I have always been a champion of the freedom of speech, expression and the right to share information. Since net neutrality falls under this category, I feel it does deserve my attention. It means that all the data on the internet must be treated equally by ISPs and governments, regardless of platform, content, user, application, or device.
I think that by not allowing ISPs to fix the speed for consumers, smaller companies can also enter the market. This will create new services. Smaller companies might not be able to pay for the fast lane access that big companies penetrate.
Net neutrality is a cornerstone of open internet, and it should be mandated by law in India and elsewhere so that it prevents broadband providers from practicing data discrimination which is a competitive tactic for them and it deprives people of valuable data and companies of sales.
For example, a lot of the well-to do social network websites were created without much seed capital. Had they been forced to pay extra in order to be on the internet at the same speed as competitors, they may never have become successful.
It is not just me. A lot of groups like consumer rights advocates, software companies and human rights orgs, who believe in the freedom of free speech, and open opportunities for everyone also stand in support of net neutrality. Cable companies should actually be “common carriers,” like public utility companies or public transportation providers, who do not have the privilege and are forbidden by law from discriminating among their users. Municipal broadband might be a solution.
People who are against network neutrality suggest that by forcing ISPs to treat all traffic equally the government will ultimately discourage the investment in new infrastructure, and will also create a disincentive for ISPs to innovate. The up-front costs associated with laying down fiber optic wire, for example, can be very expensive, and critics argue that not being to charge more for that level of access will make the investment more difficult to pay off. All this cannot be the cost of freedom of speech and thought and that’s why net neutrality is important.
Let’s understand this. You are a small company with great ads and SEO. You have spent your time and effort into making these and then, when a prospective customer clicks on an ad, they are redirected to your page but since you’re a small company and haven’t bribed your ISP, the page won’t load. Even if it does, it will be extremely slow. The person might get frustrated eventually and leave. This is the price of not having net neutrality.
Net neutrality is mandatory if we want to say that the consumer still has a choice. If ISPs get to choose for us instead, which sites we see and when, millions of businesses — large and small alike — will suffer, and so will we, the consumers.
Unless the web remains free and open, consumers will have one choice — their ISP’s.
Content marketing is a powerful process of getting in the public eye for the small businesses. Individual bloggers have got their content across to so many people with traffic to their blogs. All these dreams and aspirations will be useless once the ISPs have control over the content you see. You will get garbage ads and content which is not tailored to your needs or interests. How terrifying would that be?
A lot of the Silicon Valley’s biggest players have very small beginnings. Internet marketing’s biggest (and most profitable) advertising platforms, including Google and Facebook, were highly innovative ideas that the open internet helped grow and propagate. If we did not have net neutrality, these many other technological success stories would never have materialized.
In addition to stifling innovation, the end of net neutrality would limit how marketing channels could evolve over time, limiting advertisers’ reach and making it increasingly difficult for marketers to adapt to changing consumer behavior.

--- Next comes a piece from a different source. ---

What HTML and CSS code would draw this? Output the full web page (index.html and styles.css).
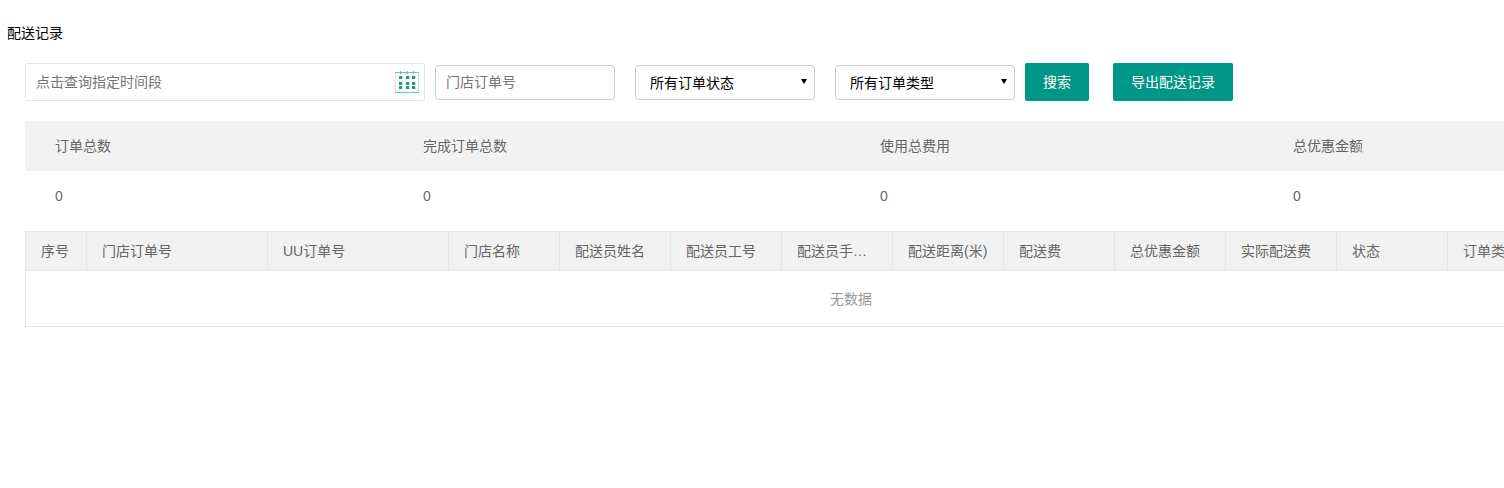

Of course, some of the major players could capitalize on these “new” discriminatory business models (a point ISP lobbyists have been pushing hard in Washington), but what about the little guys? Not so much.
If the web is not free, students won’t even be able to conduct research and we will come to a standstill when it comes to innovation. People won’t get what they want to see as it will be very difficult for people creating content to reach people.
It might be a step forward to restore the protection which was set in 2015, but it’s not a silver bullet. ISPs must be open about how traffic is managed over their networks in order for anyone to know when there’s a problem. A crucial role can also be played by local governments if they support competitive municipal and community networks. When consumers have the right to vote with their feet, service providers have a strong incentive not to act in non-neutral ways.
I want the Internet to live up to its promise, fostering innovation, creativity, and freedom. We don’t want ISPs acting as gatekeepers, making special deals with a few companies and inhibiting new competition, innovation, and expression.